Тогда Кравцов и задал свой вопрос.
– Ну, и что это за метаморфоза? – спросил он, беря в руки бутылку, на этикетке которой красовался легко узнаваемый Шустовский колокол.
"Финьшампань Отборный", – прочел он. – Однако!"
– Откуда все это великолепие? – уточил он, обводя свободной рукой стол и комнату.
– Это ты еще нашей спальни не видел… Карельская береза, вот!
– Сегодня с утра, – Макс постарался, чтобы голос звучал ровно и рука, разливающая коньяк по рюмкам не дрогнула ненароком. – У меня была партийная жена. Женщина красивая, можно сказать, фигуристая, но при том преданный идеалам революции боец. Кремень и сталь, одним словом. Краюха хлеба, селедка, самогон под махорочку, кожан и маузер… И вдруг! Я в недоумении, товарищ Кайдановская…
– Кравцова! – поправила его Рашель.
– Кравцова. – Согласился он не без удовольствия. – Это что-то меняет?
– Меняет. – Победно улыбнулась Рашель. – Сотруднику Орготдела ЦК Кайдановской, Макс, положена в лучшем случае комната в коммуналке или общежитии. А вот товарищу Кравцову, который числится номенклатурой ЦК…
– Вот оно как. – Кивнул Кравцов, начиная прикидывать, кто бы это мог быть такой шустрый и щедрый. – И кто же это совершил для нас с тобой такой великий подвиг предприимчивости?
– Заместитель Фрунзе.
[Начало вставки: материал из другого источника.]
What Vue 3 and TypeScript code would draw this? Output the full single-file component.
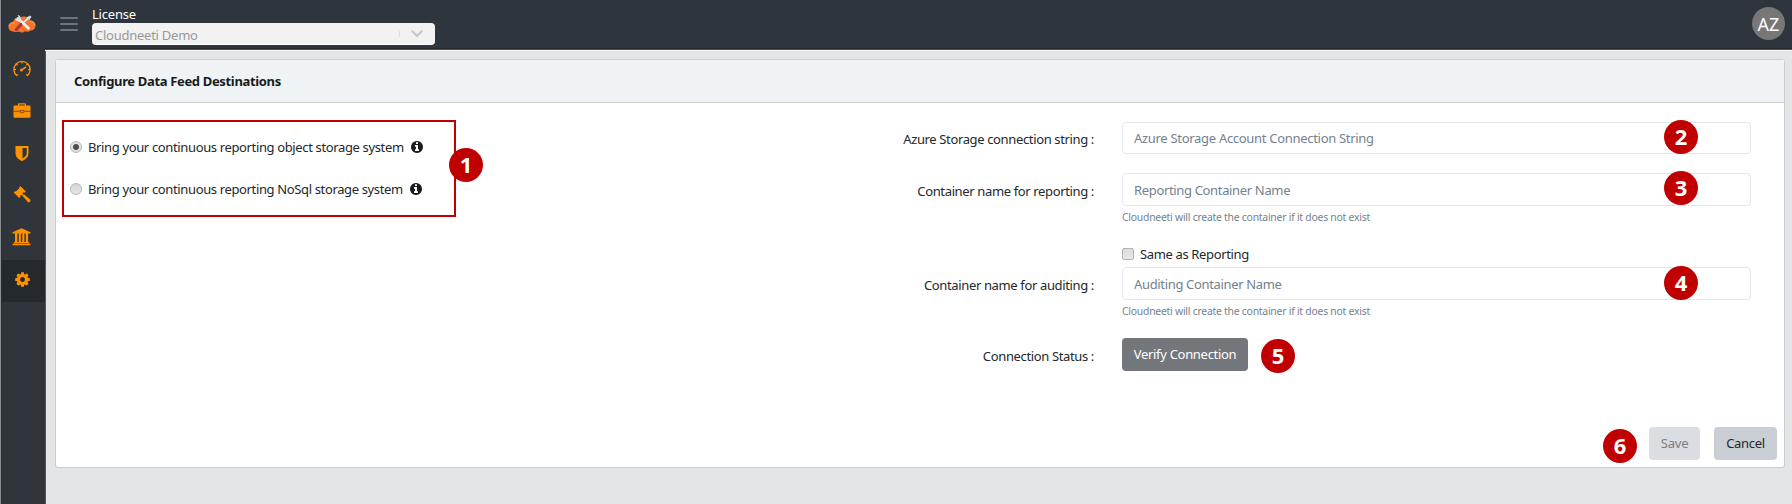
<script setup lang="ts">
import { ref } from 'vue'

type IconName = 'gauge' | 'briefcase' | 'shield' | 'gavel' | 'bank' | 'cog'

const navItems: { icon: IconName; label: string }[] = [
  { icon: 'gauge', label: 'Dashboard' },
  { icon: 'briefcase', label: 'Assets' },
  { icon: 'shield', label: 'Security' },
  { icon: 'gavel', label: 'Policies' },
  { icon: 'bank', label: 'Governance' },
  { icon: 'cog', label: 'Configuration' },
]
const activeIcon: IconName = 'cog'

const storage = ref('object')
const options = [
  { value: 'object', text: 'Bring your continuous reporting object storage system' },
  { value: 'nosql', text: 'Bring your continuous reporting NoSql storage system' },
]
const connection = ref('')
const reporting = ref('')
const auditing = ref('')
</script>

<template>
  <div class="app">
    <aside class="sidebar">
      <div class="logo">
        <svg width="28" height="20" viewBox="0 0 28 20">
          <path d="M5 17.500C2 17.500.5 15.500.5 13.300 0 10.500 2.300 8 5 8c.4-3 3.500-4.500 6-3.500 3-3 9.500-2.500 11 2C26 6.500 28 9.500 27.500 12c-.3 3-2.500 4.500-5 4.500-1.500 1.500-4 1.500-5.500.8-1.500 1.500-4.500 1.800-6 .2-1.500.8-4 .8-6 0z" fill="#f5742a" />
          <path d="M1 12c.8-2.800 3.500-4 6-2.500M22 7c2.500-.2 4.500 2 4.700 4" stroke="#ffa564" stroke-width="1" fill="none" />
          <path d="M10 4.500l10.500 9.700" stroke="#edf0f4" stroke-width="2.900" stroke-linecap="round" />
          <path d="M7 3.200c-.3 2.800 1.700 4.600 4.200 4.100 2-1.300 2.300-4.500-.2-6L9.700 1l1 2.400-1.300 1.400-2.400-.6z" fill="#d8e0e8" />
          <path d="M20.500 3.800l-7.500 7" stroke="#f1f3f5" stroke-width="1.800" />
          <path d="M18.600 3.400l3.400-2 1.500 1.500-2.300 3.200z" fill="#d5dce4" />
          <path d="M12.900 10.400l-4.700 5.300" stroke="#b92f2c" stroke-width="3" stroke-linecap="round" />
        </svg>
      </div>
      <nav>
        <a v-for="item in navItems" :key="item.icon" class="nav-item" :class="{ active: item.icon === activeIcon }" :aria-label="item.label">
          <svg v-if="item.icon === 'gauge'" width="20" height="20" viewBox="0 0 20 20">
            <path d="M5 16.900A8.100 8.100 0 1 1 15 16.900" fill="none" stroke="#ff9100" stroke-width="1.300" />
            <path d="M2 10.500h2M4.300 5l1.300 1.200M10 2.500v2M15.700 5l-1.300 1.200M18 10.500h-2M4.700 16.500l1.200-1.500M15.300 16.500L14.100 15" stroke="#ff9100" stroke-width="1.200" />
            <path d="M9.500 11.200L14 8" stroke="#ff9100" stroke-width="1.600" />
            <circle cx="9.400" cy="11" r="1.500" fill="#ff9100" />
          </svg>
          <svg v-else-if="item.icon === 'briefcase'" width="20" height="20" viewBox="0 0 20 20">
            <path fill="#ff9100" fill-rule="evenodd" d="M6 4.500V3.300Q6 2.300 7 2.300h6q1 0 1 1v1.200h3.500q1 0 1 1v10.300q0 .9-1 .9h-15q-1 0-1-.9V5.500q0-1 1-1zm1.300 0h5.400V3.500H7.300z" />
            <path d="M1.500 10.300h6.300M12.200 10.300h6.300" stroke="#7a4b16" stroke-width="1" />
            <path d="M8 9.600h4v1.700q-2 1.500-4 0z" fill="#ff9100" stroke="#7a4b16" stroke-width=".9" />
          </svg>
          <svg v-else-if="item.icon === 'shield'" width="18" height="20" viewBox="0 0 18 20">
            <path fill="#ff9100" fill-rule="evenodd" d="M2.500 3h13v7.200q0 4.800-6.500 8-6.500-3.200-6.500-8zM9.500 5v10.500q4.200-2.400 4.200-5.400V5z" />
          </svg>
          <svg v-else-if="item.icon === 'gavel'" width="20" height="20" viewBox="0 0 20 20">
            <g fill="#ff9100">
              <path d="M8.700 1.600l4.800 4.800-.9 1-.7-.4-3.600 3.600.4.700-1 .9-5.600-4.900.9-1 .8.300 3.700-3.700-.4-.6z" />
              <path d="M9.600 7.700l2 1.600-1.100 1.500-2-1.500z" />
              <path d="M12 9.300l6.100 5.200q.9 1-.1 2.200-1.200 1.200-2.200.2L10.600 11z" />
              <path d="M2.600 6.700L8.200 12l-.9.900L1.700 7.600zM8.200 1.200l5.700 5.500-.9 1-5.600-5.700z" />
            </g>
          </svg>
          <svg v-else-if="item.icon === 'bank'" width="20" height="20" viewBox="0 0 20 20">
            <g fill="#ff9100">
              <path d="M9.500 1.200l9 4v1.200H.5V5.200z" />
              <path d="M3 6h2.300v9H3zM6.800 6h2.100v9H6.800zM10.300 6h2.100v9h-2.100zM13.800 6h2.300v9h-2.300z" />
              <path d="M1.800 14.900h15.400v1.300H1.800zM.5 16.700h18v1.600H.5z" />
            </g>
          </svg>
          <svg v-else width="17" height="17" viewBox="0 0 1792 1792">
            <path fill="#ff9100" d="M1152 896q0-106-75-181t-181-75-181 75-75 181 75 181 181 75 181-75 75-181zm512-109v222q0 12-8 23t-20 13l-185 28q-19 54-39 91 35 50 107 138 10 12 10 25t-9 23q-27 37-99 108t-94 71q-12 0-26-9l-138-108q-44 23-91 38-16 136-29 186-7 28-36 28h-222q-14 0-24.500-8.500t-11.500-21.500l-28-184q-49-16-90-37l-141 107q-10 9-25 9-14 0-25-11-126-114-165-168-7-10-7-23 0-12 8-23 15-21 51-66.500t54-70.500q-27-50-41-99l-183-27q-13-2-21-12.500t-8-23.500v-222q0-12 8-23t19-13l186-28q14-46 39-92-40-57-107-138-10-12-10-24 0-10 9-23 26-36 98.500-107.500t94.500-71.500q13 0 26 10l138 107q44-23 91-38 16-136 29-186 7-28 36-28h222q14 0 24.500 8.500t11.500 21.500l28 184q49 16 90 37l142-107q9-9 24-9 13 0 25 10 129 119 165 170 7 8 7 22 0 12-8 23-15 21-51 66.500t-54 70.500q26 50 41 98l183 28q13 2 21 12.500t8 23.500z" />
          </svg>
        </a>
      </nav>
    </aside>

    <div class="main">
      <header class="topbar">
        <div class="burger"><i></i><i></i><i></i></div>
        <div class="license">
          <label>License</label>
          <div class="select">
            <span class="select-value">Cloudneeti Demo</span>
            <i class="divider"></i>
            <svg width="12" height="8" viewBox="0 0 12 8"><path d="M1.200 1.300L6 5.900l4.800-4.600" fill="none" stroke="#c8c9ca" stroke-width="2.200" stroke-linecap="round" /></svg>
          </div>
        </div>
        <div class="avatar">AZ</div>
      </header>

      <section class="card">
        <h1 class="card-head">Configure Data Feed Destinations</h1>
        <div class="card-body">
          <div class="choices">
            <label v-for="o in options" :key="o.value" class="choice">
              <input v-model="storage" type="radio" name="storage" :value="o.value" />
              <span class="choice-text">{{ o.text }}</span>
              <svg width="12" height="12" viewBox="128 128 1536 1536"><path fill="#181c20" d="M1152 1376v-160q0-14-9-23t-23-9h-96v-512q0-14-9-23t-23-9h-320q-14 0-23 9t-9 23v160q0 14 9 23t23 9h96v320h-96q-14 0-23 9t-9 23v160q0 14 9 23t23 9h448q14 0 23-9t9-23zm-128-896v-160q0-14-9-23t-23-9h-192q-14 0-23 9t-9 23v160q0 14 9 23t23 9h192q14 0 23-9t9-23zm640 416q0 209-103 385.500t-279.500 279.500-385.500 103-385.500-103-279.500-279.500-103-385.500 103-385.500 279.500-279.500 385.500-103 385.500 103 279.500 279.500 103 385.500z" /></svg>
            </label>
            <b class="badge b1">1</b>
          </div>

          <div class="form">
            <div class="row r1">
              <label class="name">Azure Storage connection string :</label>
              <div class="field">
                <input v-model="connection" class="text wide" placeholder="Azure Storage Account Connection String" />
                <b class="badge b2">2</b>
              </div>
            </div>
            <div class="row r2">
              <label class="name">Container name for reporting :</label>
              <div class="field">
                <input v-model="reporting" class="text" placeholder="Reporting Container Name" />
                <small>Cloudneeti will create the container if it does not exist</small>
                <b class="badge b3">3</b>
              </div>
            </div>
            <label class="same"><input type="checkbox" /><span>Same as Reporting</span></label>
            <div class="row r3">
              <label class="name">Container name for auditing :</label>
              <div class="field">
                <input v-model="auditing" class="text" placeholder="Auditing Container Name" />
                <small>Cloudneeti will create the container if it does not exist</small>
                <b class="badge b4">4</b>
              </div>
            </div>
            <div class="row r4">
              <label class="name">Connection Status :</label>
              <div class="field">
                <button class="btn verify">Verify Connection</button>
                <b class="badge b5">5</b>
              </div>
            </div>
          </div>
        </div>
        <footer class="actions">
          <b class="badge b6">6</b>
          <button class="btn save">Save</button>
          <button class="btn cancel">Cancel</button>
        </footer>
      </section>
    </div>
  </div>
</template>

<style>
body { background: #e4e5e6; overflow: hidden; }
</style>

<style scoped>
* { box-sizing: border-box; }
.app { display: flex; width: 1792px; height: 504px; border-left: 1px solid #8d9194; background: #e4e5e6; color: #23282c; font: 13px/20px "Noto Sans", "Open Sans", sans-serif; letter-spacing: -0.36px; white-space: nowrap; }
.sidebar { width: 45px; height: 504px; background: #2f353a; border-left: 1px solid #262c30; border-right: 1px solid #50565a; flex: none; }
.logo { height: 48px; padding: 14px 0 0 6px; }
.logo svg { display: block; }
.nav-item { display: flex; height: 42px; align-items: center; justify-content: center; padding-right: 3px; }
.nav-item.active { margin-top: 2px; background: #24292d; padding-bottom: 3px; padding-right: 2px; }
.main { flex: 1; min-width: 0; display: flex; flex-direction: column; }
.topbar { height: 51px; margin-left: -1px; background: #2f353c; border-bottom: 1px solid #f6f7f7; box-shadow: inset 0 -1px #4b5156, inset 0 -2px #23282d; display: flex; flex: none; }
.burger { width: 18px; margin: 17px 14px 0 15px; display: flex; flex-direction: column; gap: 4px; }
.burger i { height: 2px; background: #697681; flex: none; border-radius: 1px; }
.license { width: 343px; color: #fff; padding-top: 4px; }
.license label { display: block; height: 19px; letter-spacing: -0.2px; }
.select { height: 22px; border-radius: 4px; background: #f2f2f2; border-bottom: 1px solid #fff; display: flex; align-items: center; padding: 0 12px 0 3px; color: #999; letter-spacing: -0.25px; }
.select-value { flex: 1; padding-top: 3px; }
.divider { width: 1px; height: 6px; background: #dedede; margin-right: 11px; }
.avatar { width: 33px; height: 33px; border-radius: 50%; background: #777; color: #fff; margin: 7px 7px 0 auto; text-align: center; font: 18px/34px "Noto Sans", sans-serif; letter-spacing: 0; }
.card { margin: 8px 7px 0 9px; height: 409px; background: #fff; border: 1px solid #c8ced3; border-radius: 3px; display: flex; flex-direction: column; }
.card-head { height: 43px; margin: 0; padding: 11px 18px; background: #f0f3f5; border-bottom: 1px solid #c8ced3; font-size: 13px; line-height: 20px; font-weight: 700; color: #181b1e; flex: none; letter-spacing: -0.34px; }
.card-body { display: flex; align-items: flex-start; height: 324px; }
.choices { position: relative; width: 394px; height: 97px; margin: 17px 0 0 6px; border: 2px solid #c00000; padding: 4px 0 0 6px; flex: none; }
.choice { display: flex; align-items: center; height: 42px; }
.choice svg { margin-left: 7px; }
input { margin: 0; }
input[type='radio'] { appearance: none; width: 12px; height: 12px; border: 1px solid #b9b9b9; border-radius: 50%; background: linear-gradient(#d5d5d5, #e6e6e6); margin-right: 6px; }
input[type='radio']:checked { background: radial-gradient(circle, #4e4e4e 0 2.500px, #e0e0e0 3.500px); }
.badge { position: absolute; width: 34px; height: 34px; border-radius: 50%; background: #c00000; color: #fff; text-align: center; font: 700 22px/33px "Noto Sans", sans-serif; letter-spacing: 0; }
.b1 { left: 385px; top: 26px; }
.b2, .b3, .b4 { left: 542px; }
.b2 { top: -2px; }
.b3 { top: -2px; }
.b4 { top: -1px; }
.b5 { left: 139px; top: 1px; }
.form { margin-left: 438px; padding-top: 19px; }
.row { display: flex; gap: 28px; }
.name { width: 200px; text-align: right; padding-top: 7px; }
.field { position: relative; width: 629px; }
.r1 { height: 51px; }
.r2 { height: 70px; }
.r2 .name, .r3 .name, .r4 .name { padding-top: 8px; }
.r3 { height: 71px; }
.text { display: block; width: 629px; height: 33px; border: 1px solid #e4e7ea; border-radius: 4px; padding: 0 11px; background: #fff; font: 13px/20px "Noto Sans", sans-serif; letter-spacing: -0.34px; }
.text.wide { height: 32px; letter-spacing: -0.3px; }
.text::placeholder { color: #73818f; opacity: 1; }
small { display: block; font-size: 10.400px; line-height: 16px; color: #73818f; margin-top: 3px; letter-spacing: -0.24px; }
.same { display: flex; align-items: center; margin-left: 228px; height: 24px; padding-bottom: 2px; }
input[type='checkbox'] { appearance: none; width: 12px; height: 12px; border: 1px solid #b4b4b4; border-radius: 2px; background: linear-gradient(#ddd, #e8e8e8); margin-right: 6px; }
.btn { height: 33px; border: 0; border-radius: 4px; padding: 0 0 1px; font: 13px/20px "Noto Sans", sans-serif; letter-spacing: -0.3px; }
.verify { width: 126px; background: #73777b; color: #fff; }
.actions { position: relative; display: flex; justify-content: flex-end; gap: 14px; padding-right: 7px; }
.save { width: 51px; background: #dadde1; color: #7b7e81; letter-spacing: -0.2px; }
.cancel { width: 63px; background: #c8ced3; color: #23282c; }
.b6 { right: 147px; top: 2px; }
</style>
Григорий Иванович сказал, что вы старые друзья, разве нет?
"А разве, да?"
– Значит, Григорий Иванович?
– Да… Что-то не так? Я… – Она явно смутилась под его взглядом и задумалась, видно, над тем, все ли товарищи нам настоящие товарищи? – Ты прости меня, Макс, – сказала она через мгновение (краска выступила на щеках, так что зардели высокие скулы, затрепетали тонкие до прозрачности крылья носа, распахнулись во всю ширь огромные золотистые глаза). – Я дура! Вот же, дура! Бес попутал. Я думала это можно теперь. Вон все… И Молотовы, и Серебряковы, а здесь, в Москве, так и вовсе, кажется, все без исключения. И Котовский… Он же из Одессы, свой. Сказал…
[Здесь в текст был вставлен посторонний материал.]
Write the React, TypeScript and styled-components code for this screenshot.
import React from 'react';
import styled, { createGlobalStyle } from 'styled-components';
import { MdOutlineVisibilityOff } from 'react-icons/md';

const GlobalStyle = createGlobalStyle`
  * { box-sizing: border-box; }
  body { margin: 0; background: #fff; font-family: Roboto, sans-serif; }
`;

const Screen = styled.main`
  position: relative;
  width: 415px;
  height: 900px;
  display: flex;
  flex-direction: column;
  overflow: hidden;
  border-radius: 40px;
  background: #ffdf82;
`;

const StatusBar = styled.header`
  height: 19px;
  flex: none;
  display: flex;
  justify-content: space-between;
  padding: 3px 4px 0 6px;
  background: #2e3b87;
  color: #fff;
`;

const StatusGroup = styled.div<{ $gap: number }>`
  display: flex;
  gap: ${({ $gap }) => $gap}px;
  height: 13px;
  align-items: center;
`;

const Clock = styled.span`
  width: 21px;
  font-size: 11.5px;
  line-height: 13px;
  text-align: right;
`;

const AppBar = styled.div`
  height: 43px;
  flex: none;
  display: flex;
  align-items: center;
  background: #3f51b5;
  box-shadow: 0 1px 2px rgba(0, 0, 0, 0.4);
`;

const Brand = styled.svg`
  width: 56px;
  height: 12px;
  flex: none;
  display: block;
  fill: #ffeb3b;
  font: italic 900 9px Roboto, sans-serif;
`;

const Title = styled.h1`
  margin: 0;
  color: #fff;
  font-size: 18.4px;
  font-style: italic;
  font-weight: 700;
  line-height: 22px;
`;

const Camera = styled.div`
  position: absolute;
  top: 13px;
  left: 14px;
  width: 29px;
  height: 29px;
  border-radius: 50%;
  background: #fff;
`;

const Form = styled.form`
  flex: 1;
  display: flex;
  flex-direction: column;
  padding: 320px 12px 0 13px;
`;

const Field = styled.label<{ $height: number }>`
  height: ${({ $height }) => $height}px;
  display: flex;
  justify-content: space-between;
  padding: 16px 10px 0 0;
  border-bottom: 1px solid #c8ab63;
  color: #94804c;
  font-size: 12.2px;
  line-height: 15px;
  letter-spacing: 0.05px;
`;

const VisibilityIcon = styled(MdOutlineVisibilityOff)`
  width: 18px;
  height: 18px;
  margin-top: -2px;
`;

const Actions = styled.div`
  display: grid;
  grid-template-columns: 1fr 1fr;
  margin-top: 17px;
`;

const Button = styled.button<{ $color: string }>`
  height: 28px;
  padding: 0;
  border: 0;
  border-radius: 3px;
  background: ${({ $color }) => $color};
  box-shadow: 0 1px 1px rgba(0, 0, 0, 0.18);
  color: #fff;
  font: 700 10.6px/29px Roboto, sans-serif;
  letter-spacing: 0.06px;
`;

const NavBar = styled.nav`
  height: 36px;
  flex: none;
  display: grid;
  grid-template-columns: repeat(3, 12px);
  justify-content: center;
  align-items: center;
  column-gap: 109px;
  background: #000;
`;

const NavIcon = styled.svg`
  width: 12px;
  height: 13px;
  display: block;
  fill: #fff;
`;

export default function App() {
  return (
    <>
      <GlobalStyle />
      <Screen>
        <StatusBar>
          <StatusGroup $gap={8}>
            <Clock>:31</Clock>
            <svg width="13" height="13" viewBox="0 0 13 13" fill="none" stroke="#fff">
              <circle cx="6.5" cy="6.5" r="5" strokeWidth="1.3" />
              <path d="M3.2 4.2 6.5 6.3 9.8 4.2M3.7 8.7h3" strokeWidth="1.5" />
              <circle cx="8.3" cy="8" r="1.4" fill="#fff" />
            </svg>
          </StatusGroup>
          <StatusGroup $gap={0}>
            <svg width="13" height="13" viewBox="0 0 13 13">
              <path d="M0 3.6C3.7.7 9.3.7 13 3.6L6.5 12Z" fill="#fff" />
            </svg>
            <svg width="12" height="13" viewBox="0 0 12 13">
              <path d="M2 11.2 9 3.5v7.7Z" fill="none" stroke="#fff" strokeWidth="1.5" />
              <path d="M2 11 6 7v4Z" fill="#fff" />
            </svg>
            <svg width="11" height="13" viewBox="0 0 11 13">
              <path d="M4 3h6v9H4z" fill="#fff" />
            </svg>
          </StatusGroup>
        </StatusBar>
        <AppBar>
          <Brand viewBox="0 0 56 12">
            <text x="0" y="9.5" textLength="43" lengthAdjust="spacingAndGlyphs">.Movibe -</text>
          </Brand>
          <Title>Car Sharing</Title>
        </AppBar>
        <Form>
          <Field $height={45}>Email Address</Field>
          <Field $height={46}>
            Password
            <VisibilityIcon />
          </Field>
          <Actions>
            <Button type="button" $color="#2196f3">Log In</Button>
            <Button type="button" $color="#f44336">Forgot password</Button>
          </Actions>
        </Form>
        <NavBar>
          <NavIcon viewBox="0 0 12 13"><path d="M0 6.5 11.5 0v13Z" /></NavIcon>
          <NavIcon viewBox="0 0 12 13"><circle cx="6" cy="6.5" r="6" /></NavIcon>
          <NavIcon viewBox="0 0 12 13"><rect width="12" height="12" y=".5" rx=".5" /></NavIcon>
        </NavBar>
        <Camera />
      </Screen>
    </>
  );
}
– Да, нет! – Отмахнулся, спохватившийся, что "сказал лишнее", Кравцов. – Что ты! Что ты! Оставь это, Реш! Что за Каносса! Все в порядке!
Но было ли на самом деле "все в порядке?" Трудный вопрос. Не для него, положим, хоть он и не слишком страдал без привычного комфорта, но для многих, очень многих в партии – это был совсем непростой вопрос. Обстоятельства были понятны и простительны. Революция делалась с благими целями. Ее лозунгами являлись Свобода, Равенство и Братство. И Равенство, в частности, подразумевало, что никто никаких привилегий иметь более не будет. Это так, разумеется. С этим и не спорил никто. Кого не спроси, все – за. "За что боролись?!", собственно. Но, с другой стороны, пока они, революционеры, "бодались" с самодержавием, годами живя в нищем и полуголодном подполье, умирая от чахотки в тюрьмах, ссылках, а то и на каторге, куда загремели не одни только Дзержинский с Махно, другие – жили не тужили. И это ведь не только обывателей касается. Тот же Красин или Луначарский – вполне свои, но тоже "по заграницам" не бедствовали, не вспоминая уже всуе вождей. А после Переворота? Вокруг война, глад и мор. Товарищи буквально горят на работе, не спят по двое-трое суток, работают за десятерых, гибнут безвестно в мятежах и военной смуте, как те же Нахимсон, Володарский или Шаумян. Так неужели не положен им – немногим тем, кто не сдался, а довел-таки дело до революции – усиленный поек и хорошее медицинское обслуживание, чтобы не умирали как Свердлов на боевом посту? Неужели не выделит им Советская Власть квартиры с телефоном, если уж должны они работать день и ночь? Самое грустное, что встречались и настоящие аскеты-бессребреники. Такие, что ничего им кроме победы мировой революции, вроде бы, и не надо. Среди бывших каторжников как раз и встречались. Но человек человеку рознь, если взять для примера тех же Дзержинского и Махно или, скажем, Рудзутака. Сроки тянули похожие, но люди разные.